I decided to start with the first concerto, and I opted for Freire’s first. This is almost literally hot off the press, as it were, having been recorded this last February. The first thing one notices is how beefy and rich the orchestra sounds, all while maintaining fine clarity. This is some top-drawer Decca sound, though that means that quite a few microphones were deployed, though highlighting is tastefully restrained. The second thing one notices is how small the piano sounds. That is, the piano is presented in its proper concert context – it’s the central instrument, but it does not and cannot overshadow the assembled accompanists. While that’s refreshing, it also means that the piano is occasionally drowned out by the orchestra, as one would expect here. Anyway, the Maestoso opening is tragic and strong, Chailly leading his Gewandhausorchester in a most satisfying opening salvo. Freire’s first entrance is simultaneously lovely and tragic, but somewhat undernourished by traditional concerto recording standards. His first, heated flourish aside, Freire stays comparatively lyrical – sort of like a nimbler Moravec. Chailly and his band are intense. Thus is formed the dialogue between soloist and orchestra – and a compelling dialogue it is! In contrast, the Adagio is absolutely beautiful and tender. Freire blends wistfulness and sadness perfectly. To close, Freire opens the Rondo in crisp, fast, vigorous fashion, and the orchestra adds even more oomph. Everyone is on, and everything sounds excellent. Truth to tell, I wanted even more.

That’s what I got with Messrs Kuerti and Rescigno. This is a decidedly different take on the same work. The Maestoso is not as strong and beefy, but it’s leaner, more tense, more biting. There’s sting and anger and tragedy; the playing is brighter in sound but darker in mien. The strings sound thinner and wirier than under Chailly, but, frankly, it’s more appealing. Kuerti opens in a clearer, leaner fashion than Freire, and his accenting is at once more pronounced and flowing. How he does it I do not know. The obviously more closely-miked Kuerti offers up a plethora of unique personal touches, with seemingly every tonal, dynamic, and tempo shift thought-through. A long section between roughly 13’ and 15’ finds Kuerti playing with such a wide variety of touches as to make most other versions I’ve heard sound plain. And though a studio recording, the playing sounds at least as spontaneous as with Freire. The Adagio is also leaner than in the previous recording, and if it sounds less immediately beautiful, it is more engaging in every other respect. Kuerti’s playing is not as tender as Freire’s, but it is more personal. Kuerti does a superb job of evoking thoughts of Brahms and his situation: his friend is insane, his great love for his friend’s wife will never be satisfied, and what’s needed is a personal working out of personal issues. Too precise? Maybe, but it works. It’s just plain despondent and painful at times, like the playing after 9’20,” which is nothing if not an outpouring of anguish. The Rondo conclusion offers relief, with all concerned playing with virtuosity and energy that at times borders on the aggressive. This is a magnificent recording.

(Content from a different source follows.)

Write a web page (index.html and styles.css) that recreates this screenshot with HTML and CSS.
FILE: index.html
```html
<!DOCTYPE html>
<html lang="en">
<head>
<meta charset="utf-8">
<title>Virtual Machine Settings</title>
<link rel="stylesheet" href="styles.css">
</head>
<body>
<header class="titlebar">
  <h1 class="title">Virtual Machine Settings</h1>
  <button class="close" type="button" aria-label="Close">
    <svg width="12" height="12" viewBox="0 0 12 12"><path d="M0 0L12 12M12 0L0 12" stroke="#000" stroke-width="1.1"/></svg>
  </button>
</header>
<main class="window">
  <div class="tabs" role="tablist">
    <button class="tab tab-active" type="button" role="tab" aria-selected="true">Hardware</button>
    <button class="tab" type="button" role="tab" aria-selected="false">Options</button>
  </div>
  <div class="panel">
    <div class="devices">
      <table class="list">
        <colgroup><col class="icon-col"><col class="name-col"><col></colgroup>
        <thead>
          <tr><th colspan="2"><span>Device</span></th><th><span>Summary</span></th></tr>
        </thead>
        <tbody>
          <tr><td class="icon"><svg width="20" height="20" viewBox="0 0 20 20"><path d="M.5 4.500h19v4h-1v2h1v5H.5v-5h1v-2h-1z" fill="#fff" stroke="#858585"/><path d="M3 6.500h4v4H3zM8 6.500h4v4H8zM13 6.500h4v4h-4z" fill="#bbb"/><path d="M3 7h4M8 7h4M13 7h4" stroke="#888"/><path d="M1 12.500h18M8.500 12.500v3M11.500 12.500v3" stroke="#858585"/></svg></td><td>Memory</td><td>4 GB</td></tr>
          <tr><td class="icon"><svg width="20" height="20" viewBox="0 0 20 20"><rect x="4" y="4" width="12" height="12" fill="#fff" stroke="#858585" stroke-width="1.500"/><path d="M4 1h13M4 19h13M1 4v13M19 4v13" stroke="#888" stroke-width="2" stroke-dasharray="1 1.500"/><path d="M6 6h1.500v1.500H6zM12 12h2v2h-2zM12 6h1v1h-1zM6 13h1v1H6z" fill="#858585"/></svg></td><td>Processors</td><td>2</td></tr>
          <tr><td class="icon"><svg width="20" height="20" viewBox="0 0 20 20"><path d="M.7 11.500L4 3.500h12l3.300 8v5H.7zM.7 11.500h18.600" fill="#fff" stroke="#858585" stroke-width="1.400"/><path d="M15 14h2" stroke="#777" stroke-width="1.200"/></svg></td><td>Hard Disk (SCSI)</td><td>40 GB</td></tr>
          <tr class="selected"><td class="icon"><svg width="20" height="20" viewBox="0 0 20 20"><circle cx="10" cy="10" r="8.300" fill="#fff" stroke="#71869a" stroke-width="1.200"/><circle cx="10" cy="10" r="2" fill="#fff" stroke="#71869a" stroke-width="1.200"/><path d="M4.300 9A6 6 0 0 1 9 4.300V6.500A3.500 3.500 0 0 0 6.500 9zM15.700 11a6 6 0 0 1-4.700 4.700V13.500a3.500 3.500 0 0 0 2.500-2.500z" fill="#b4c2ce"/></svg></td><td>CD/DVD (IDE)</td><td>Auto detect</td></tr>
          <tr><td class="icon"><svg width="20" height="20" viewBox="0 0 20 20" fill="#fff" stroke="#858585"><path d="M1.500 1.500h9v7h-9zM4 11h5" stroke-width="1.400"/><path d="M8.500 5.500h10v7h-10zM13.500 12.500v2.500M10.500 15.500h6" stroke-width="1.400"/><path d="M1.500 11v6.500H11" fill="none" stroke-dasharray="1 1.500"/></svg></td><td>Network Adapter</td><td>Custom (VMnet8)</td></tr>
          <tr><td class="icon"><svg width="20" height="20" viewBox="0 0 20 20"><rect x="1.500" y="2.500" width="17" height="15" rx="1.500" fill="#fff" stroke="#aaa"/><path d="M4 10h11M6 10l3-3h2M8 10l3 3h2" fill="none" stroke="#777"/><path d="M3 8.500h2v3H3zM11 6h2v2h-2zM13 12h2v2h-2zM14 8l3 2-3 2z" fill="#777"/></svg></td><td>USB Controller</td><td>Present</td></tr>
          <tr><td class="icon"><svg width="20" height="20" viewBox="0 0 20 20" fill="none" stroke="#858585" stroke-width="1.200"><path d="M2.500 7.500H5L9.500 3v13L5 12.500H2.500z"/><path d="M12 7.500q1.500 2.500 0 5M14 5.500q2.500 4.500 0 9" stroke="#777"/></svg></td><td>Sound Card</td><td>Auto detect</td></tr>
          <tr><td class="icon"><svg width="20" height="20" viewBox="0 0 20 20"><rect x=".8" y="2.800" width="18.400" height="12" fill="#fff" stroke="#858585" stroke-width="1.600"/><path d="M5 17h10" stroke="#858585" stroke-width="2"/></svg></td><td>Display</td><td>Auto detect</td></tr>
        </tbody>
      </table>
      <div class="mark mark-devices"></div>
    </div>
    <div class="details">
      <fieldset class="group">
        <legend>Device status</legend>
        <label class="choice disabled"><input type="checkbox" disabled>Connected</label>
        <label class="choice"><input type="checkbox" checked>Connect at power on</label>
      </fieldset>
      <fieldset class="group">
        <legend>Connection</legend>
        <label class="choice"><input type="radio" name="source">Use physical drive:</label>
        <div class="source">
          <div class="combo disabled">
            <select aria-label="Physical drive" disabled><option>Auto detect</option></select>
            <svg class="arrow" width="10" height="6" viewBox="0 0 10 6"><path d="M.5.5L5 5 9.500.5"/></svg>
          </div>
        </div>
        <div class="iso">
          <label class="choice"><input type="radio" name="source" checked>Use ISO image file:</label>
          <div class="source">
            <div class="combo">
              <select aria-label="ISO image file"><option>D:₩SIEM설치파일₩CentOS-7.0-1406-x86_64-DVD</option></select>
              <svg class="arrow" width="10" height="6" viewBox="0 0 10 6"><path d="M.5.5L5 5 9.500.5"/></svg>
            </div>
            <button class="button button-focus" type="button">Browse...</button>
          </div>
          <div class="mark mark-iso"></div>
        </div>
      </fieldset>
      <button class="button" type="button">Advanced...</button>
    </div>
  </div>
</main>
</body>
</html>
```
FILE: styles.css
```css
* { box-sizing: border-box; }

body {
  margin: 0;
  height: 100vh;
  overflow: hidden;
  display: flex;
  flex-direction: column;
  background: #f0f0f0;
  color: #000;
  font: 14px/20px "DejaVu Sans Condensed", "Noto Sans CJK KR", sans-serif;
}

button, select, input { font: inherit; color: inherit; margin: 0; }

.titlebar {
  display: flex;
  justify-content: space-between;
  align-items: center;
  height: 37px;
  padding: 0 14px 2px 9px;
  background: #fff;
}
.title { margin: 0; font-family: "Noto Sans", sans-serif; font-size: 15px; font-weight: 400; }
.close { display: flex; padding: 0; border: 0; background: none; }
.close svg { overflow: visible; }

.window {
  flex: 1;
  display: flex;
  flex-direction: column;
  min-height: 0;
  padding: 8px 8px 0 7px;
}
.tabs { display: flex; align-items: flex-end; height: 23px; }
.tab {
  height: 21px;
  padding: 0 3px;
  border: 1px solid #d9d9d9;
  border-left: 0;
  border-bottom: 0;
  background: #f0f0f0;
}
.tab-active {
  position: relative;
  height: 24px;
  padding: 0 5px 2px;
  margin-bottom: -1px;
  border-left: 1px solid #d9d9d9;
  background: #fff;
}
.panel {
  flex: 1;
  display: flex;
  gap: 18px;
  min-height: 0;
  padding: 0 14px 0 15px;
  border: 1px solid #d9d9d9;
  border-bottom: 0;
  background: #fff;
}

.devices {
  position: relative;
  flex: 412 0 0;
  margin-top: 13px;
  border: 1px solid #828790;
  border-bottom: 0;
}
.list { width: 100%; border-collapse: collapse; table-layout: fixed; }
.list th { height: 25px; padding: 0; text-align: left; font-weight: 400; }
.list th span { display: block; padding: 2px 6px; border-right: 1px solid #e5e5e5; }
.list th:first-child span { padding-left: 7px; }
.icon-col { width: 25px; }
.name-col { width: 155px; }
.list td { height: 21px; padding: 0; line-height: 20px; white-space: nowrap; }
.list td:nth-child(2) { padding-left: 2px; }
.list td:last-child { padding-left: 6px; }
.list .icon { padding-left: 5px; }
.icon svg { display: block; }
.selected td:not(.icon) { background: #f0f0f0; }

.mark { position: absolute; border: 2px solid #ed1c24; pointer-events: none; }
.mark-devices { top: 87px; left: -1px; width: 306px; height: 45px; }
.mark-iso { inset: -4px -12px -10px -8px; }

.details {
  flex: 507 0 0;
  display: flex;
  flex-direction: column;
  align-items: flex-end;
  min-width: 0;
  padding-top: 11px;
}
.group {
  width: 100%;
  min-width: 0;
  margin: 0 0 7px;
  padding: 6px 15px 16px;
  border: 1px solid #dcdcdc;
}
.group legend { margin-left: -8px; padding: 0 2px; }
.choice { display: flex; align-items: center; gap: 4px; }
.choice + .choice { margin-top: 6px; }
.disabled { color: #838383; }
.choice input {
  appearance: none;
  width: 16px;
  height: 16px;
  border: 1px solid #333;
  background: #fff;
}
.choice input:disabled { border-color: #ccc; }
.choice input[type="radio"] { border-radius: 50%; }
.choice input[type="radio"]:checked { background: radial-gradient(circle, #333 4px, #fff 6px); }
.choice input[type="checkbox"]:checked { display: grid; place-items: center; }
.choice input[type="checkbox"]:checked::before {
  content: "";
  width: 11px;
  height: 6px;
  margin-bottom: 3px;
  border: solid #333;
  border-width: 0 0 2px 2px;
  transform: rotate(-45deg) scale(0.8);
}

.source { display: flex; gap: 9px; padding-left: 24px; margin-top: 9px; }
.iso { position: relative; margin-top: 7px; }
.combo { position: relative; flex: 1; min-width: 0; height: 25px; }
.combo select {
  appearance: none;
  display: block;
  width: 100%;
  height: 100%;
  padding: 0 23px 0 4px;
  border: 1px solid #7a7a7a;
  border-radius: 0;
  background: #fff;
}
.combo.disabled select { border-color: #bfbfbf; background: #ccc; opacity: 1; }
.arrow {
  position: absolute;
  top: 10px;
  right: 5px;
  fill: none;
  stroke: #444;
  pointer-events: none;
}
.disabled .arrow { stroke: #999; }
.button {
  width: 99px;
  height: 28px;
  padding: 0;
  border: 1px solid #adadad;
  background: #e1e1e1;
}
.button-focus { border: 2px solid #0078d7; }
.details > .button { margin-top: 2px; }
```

Freire’s piano sounds bigger in the second concerto, and what a lovely treat that is! He seems to revel in devouring the opening of the Allegro non troppo, playing with fire, drive, and ease bordering on (Giesekingian) nonchalance. The orchestral response is massive, rich, and clear. The following exchanges between the forces are always energetic and unabashedly grand and possessed of a thick yet alluring lyricism. The Allegro appassionato is passionate indeed, with all concerned playing with even more oomph than in the first movement. The Andante is beautiful and taut, with a fine solo turn from the principal cellist. The overall character is warm and tender, with Freire’s playing sounding as lyrical as one could hope for. Very strong tuttis do nothing to hamper the unforced beauty of the movement; hell, they probably help. The grand concerto ends with an Allegretto grazioso that sounds buoyant and fun, big-boned and vigorous. Freire and Chailly are in perfect accord and deliver a superb reading. I figured that I’d like Freire more here; his style seems better suited to this concerto. I also figured it would trump the more aggressive Kuerti.

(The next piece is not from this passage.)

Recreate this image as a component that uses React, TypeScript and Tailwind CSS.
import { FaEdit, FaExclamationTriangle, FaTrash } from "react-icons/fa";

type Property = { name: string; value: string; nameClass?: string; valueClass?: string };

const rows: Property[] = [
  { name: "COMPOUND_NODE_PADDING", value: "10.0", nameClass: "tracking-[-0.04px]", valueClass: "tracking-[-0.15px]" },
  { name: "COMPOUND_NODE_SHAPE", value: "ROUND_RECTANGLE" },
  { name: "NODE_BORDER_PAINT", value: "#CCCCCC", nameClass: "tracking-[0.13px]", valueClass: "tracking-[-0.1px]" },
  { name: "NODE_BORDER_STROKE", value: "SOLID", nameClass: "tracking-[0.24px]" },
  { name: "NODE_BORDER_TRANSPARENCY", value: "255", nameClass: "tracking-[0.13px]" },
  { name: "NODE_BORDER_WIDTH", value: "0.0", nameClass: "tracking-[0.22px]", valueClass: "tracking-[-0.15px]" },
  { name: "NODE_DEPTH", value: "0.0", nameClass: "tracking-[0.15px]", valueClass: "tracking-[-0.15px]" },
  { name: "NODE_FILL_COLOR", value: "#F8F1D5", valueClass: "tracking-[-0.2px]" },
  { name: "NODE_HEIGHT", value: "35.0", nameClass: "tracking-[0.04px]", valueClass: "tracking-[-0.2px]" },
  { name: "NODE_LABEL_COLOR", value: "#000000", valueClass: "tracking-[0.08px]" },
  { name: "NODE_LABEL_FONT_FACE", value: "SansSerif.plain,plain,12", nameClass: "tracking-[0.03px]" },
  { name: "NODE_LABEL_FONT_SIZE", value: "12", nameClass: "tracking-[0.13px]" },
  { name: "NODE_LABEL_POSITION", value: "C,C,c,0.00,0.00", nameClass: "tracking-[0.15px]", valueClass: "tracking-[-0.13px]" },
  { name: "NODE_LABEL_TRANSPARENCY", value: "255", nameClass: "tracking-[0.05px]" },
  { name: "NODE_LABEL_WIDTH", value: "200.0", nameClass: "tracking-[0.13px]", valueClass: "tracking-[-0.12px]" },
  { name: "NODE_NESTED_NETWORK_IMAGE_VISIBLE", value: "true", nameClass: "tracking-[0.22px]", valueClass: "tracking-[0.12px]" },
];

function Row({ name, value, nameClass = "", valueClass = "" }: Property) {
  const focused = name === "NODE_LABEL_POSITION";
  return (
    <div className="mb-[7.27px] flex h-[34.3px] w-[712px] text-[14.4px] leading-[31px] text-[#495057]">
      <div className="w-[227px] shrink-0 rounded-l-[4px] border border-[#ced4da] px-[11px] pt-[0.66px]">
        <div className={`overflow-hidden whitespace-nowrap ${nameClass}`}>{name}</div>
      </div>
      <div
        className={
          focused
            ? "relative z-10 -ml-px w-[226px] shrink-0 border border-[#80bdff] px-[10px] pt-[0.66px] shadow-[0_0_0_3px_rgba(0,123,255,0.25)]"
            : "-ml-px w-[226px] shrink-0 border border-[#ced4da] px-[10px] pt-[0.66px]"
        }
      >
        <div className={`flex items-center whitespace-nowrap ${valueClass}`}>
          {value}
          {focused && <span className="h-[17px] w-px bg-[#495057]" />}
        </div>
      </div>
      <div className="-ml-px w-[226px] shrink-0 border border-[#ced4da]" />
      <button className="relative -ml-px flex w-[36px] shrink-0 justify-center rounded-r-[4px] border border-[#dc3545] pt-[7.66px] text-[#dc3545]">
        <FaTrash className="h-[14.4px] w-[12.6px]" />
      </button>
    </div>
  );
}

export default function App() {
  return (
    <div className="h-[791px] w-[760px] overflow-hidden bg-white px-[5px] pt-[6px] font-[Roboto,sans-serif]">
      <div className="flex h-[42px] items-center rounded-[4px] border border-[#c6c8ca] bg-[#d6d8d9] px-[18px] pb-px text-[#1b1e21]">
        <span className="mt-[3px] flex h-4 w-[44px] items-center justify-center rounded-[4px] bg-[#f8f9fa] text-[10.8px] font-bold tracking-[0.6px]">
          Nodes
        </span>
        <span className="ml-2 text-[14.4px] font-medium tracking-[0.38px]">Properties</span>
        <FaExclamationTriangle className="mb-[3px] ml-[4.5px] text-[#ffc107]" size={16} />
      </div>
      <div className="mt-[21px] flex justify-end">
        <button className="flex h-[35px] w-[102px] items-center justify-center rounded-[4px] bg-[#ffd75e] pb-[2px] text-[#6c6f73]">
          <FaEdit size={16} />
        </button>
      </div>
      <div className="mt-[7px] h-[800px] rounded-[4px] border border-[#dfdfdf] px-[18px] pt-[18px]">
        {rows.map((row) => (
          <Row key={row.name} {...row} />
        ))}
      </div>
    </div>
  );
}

I was wrong. Both Kuerti and the band play in a leaner, more incisive fashion again, and the overall sound is smaller, though it still sounds grand (can this concerto be anything else?), but it all sounds more compelling. Kuerti seems to dash off the opening with even greater ease, and as the opening movement progresses, he throws in more personal touches, playing in an angular staccato-happy style for a while before moving on to playing of amazing tonal and dynamic variety. The orchestra is more distant, though it’s still clear, with greater drama the end result. Yet it never sounds really “showy,” if you will. Kuerti takes off the gloves for the second movement; he’s more assertive and unrestrained, and if perhaps his playing sounds like an eidolon of passionate playing rather than passionate playing itself, it nonetheless works fabulously. And all the expected Kuertisms work very well here. The lovely Andante isn’t quite as lovely here as in the Decca recording, and the solo cello turns are not as beautiful, but the whole thing is more touching. A few times the playing veers dangerously close to sentimentality, but fortunately it never becomes too syrupy. Kuerti here deploys his formidable technical arsenal, especially his superb quiet playing, to marvelous effect. The concerto ends in a suitably buoyant and very rhythmically enjoyable way, with Kuerti spicing things up in a personal and effective way. I’ve never heard the solo part delivered quite this way before. Here’s another case where the underdog wins out.

Contrary to my expectations, Anton Kuerti delivers a superb set of Brahms concertos. So does Nelson Freire. Had I only bought Freire’s set I’d be very happy indeed. But it is surely Kuerti’s set that offers the more insightful, rethought, and reworked approach – an approach that seems to breathe new life into the works. He and his maestro take a lean and pointed and aggressive approach and take nothing for granted. Throw in some superbly rendered Op 117 Intermezzi, and this is one heck of a set. (There’s also a three disc set that has more of the late works. Perhaps I should try that . . .) Nelson Freire and Riccardo Chailly also do extremely well, just less well. The sound is certainly better in the Decca set – it can be played at crazy loud volumes – but the sound of the Kuerti set is very good, too. Both sets make a welcome addition to my collection; the Kuerti set enters the race for recording(s) of the year.